Request for draft state highway route options
Request for draft state highway route options—public consultation to take place once options finalised—need for undisturbed consideration before consultation
The requester in this case sought from Transit New Zealand the draft route options developed for a state highway in a densely populated urban area. He lived in the area at issue and was anxious to know how any proposals might affect his property. Transit New Zealand refused the request pursuant to section 9(2)(ba) of the OIA on the grounds that additional technical studies were needed before a final list of options could be drawn up. However, it advised the requester that once these were completed full public consultation would take place.
In the course of reviewing Transit’s decision to refuse the request it became clear that, at the time the request was made, the shortlist of route options had not been finalised. There were a number of issues that still had the potential to affect the final options to be released for public comment. These involved technical studies as well as consultation with the Minister of Transport. It was also apparent that the consultation process would allow all affected parties an opportunity to see the final options and comment on them.
The view was formed that good reason for refusing the request existed under section 9(2)(ba)(ii). In reaching this view, the following factors were taken into account:
Draft state highway roading options, such as those requested, are generally considered in confidence prior to the public consultation process.

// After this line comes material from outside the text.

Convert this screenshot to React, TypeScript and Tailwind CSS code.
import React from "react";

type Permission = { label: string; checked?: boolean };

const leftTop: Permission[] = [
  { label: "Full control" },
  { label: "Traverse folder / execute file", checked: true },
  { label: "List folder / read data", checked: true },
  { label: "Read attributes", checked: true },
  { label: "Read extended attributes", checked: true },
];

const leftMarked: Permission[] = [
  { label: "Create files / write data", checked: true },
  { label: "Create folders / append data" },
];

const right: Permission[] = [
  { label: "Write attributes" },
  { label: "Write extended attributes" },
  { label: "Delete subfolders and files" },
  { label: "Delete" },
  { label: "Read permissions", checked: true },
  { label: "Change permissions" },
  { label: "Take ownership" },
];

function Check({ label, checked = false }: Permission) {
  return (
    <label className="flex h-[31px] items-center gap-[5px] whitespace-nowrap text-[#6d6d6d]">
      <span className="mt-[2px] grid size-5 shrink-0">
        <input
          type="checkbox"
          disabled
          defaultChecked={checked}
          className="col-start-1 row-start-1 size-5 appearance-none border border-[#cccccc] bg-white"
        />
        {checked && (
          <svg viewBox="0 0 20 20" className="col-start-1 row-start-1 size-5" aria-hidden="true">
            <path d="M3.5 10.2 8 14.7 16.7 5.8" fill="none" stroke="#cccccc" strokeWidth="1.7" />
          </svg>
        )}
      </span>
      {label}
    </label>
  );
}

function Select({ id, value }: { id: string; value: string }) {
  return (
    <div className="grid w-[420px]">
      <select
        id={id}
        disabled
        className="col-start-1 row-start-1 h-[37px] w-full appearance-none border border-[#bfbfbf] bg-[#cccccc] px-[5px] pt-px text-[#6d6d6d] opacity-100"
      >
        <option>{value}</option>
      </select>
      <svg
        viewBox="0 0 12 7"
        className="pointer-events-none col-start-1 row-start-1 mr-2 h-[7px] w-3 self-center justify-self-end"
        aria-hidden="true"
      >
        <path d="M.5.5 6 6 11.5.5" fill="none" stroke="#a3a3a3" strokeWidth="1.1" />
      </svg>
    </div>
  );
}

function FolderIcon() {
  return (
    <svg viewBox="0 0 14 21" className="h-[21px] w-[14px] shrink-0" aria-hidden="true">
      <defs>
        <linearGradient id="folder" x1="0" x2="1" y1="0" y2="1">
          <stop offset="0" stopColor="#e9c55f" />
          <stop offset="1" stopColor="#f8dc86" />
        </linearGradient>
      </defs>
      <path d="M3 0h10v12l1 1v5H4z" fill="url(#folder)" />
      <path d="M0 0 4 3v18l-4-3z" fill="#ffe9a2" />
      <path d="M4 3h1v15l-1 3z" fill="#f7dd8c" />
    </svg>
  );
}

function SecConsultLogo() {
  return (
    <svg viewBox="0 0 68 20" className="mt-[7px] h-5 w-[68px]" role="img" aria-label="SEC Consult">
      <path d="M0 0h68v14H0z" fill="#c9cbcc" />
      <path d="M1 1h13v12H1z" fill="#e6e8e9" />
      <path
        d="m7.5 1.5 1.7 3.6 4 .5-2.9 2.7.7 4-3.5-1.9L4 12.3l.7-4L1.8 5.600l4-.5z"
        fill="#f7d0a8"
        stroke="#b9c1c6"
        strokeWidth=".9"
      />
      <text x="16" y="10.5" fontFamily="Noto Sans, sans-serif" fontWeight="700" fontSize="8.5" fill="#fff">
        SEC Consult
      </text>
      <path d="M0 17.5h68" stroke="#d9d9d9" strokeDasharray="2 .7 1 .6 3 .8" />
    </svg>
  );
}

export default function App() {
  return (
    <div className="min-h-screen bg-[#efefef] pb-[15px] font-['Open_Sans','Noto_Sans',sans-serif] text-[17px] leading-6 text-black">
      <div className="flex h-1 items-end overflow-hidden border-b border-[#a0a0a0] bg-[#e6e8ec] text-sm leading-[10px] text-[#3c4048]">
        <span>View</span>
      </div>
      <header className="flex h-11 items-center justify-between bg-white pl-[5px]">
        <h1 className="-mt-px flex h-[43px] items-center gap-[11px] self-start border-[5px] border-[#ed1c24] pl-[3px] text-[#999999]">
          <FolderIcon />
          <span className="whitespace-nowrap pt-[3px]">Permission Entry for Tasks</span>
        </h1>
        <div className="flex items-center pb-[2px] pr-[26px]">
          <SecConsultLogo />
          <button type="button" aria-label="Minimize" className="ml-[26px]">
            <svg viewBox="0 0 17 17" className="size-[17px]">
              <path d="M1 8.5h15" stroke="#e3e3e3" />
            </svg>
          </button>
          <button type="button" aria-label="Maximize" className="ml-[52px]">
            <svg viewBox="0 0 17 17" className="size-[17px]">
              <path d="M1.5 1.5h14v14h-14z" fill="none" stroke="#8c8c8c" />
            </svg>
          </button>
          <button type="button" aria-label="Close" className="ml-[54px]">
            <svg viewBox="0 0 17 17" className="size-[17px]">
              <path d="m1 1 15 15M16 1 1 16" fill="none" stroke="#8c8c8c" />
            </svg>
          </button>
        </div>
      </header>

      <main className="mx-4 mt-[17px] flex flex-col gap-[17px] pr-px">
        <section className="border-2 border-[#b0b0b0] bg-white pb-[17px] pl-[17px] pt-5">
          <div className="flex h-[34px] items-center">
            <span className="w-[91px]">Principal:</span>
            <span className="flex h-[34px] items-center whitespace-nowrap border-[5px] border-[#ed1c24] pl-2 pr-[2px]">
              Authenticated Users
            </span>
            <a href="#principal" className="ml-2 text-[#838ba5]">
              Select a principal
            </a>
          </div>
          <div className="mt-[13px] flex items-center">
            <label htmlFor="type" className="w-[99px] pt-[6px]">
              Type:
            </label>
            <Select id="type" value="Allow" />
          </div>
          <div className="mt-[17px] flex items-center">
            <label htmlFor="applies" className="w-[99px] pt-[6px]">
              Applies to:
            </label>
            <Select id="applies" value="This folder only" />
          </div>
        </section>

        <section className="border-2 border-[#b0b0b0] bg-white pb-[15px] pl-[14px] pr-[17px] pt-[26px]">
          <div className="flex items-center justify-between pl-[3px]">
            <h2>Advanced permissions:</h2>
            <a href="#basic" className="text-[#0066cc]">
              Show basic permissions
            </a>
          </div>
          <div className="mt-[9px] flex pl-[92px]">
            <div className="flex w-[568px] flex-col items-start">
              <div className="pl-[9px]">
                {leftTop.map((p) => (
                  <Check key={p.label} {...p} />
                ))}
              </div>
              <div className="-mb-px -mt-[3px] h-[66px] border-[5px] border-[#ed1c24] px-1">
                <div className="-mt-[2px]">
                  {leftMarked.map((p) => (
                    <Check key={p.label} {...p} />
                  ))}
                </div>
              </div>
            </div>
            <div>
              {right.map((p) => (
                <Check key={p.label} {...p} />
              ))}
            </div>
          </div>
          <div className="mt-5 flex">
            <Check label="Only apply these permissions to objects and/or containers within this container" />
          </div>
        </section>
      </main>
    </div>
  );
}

It is in the public interest for Transit New Zealand to be able to fully investigate a range of options so that tenable proposals can be put forward for public comment.
Premature release would be contrary to the public interest, as Transit would then be in the position of having to handle queries, concerns, lobbying and possible claims before preliminary investigations are completed. This would detract from the process of putting forward viable options for consultation.
Although there is a public interest in potentially affected parties knowing the options available, and being able to reach an informed opinion on the proposals, this interest can be fully met through the ordered public consultation process.
After being advised of the above points, the requester was willing to await the formal consultation process.
This case note is published under the authority of the Ombudsmen Rules 1989. It sets out an Ombudsman’s view on the facts of a particular case. It should not be taken as establishing any legal precedent that would bind an Ombudsman in future.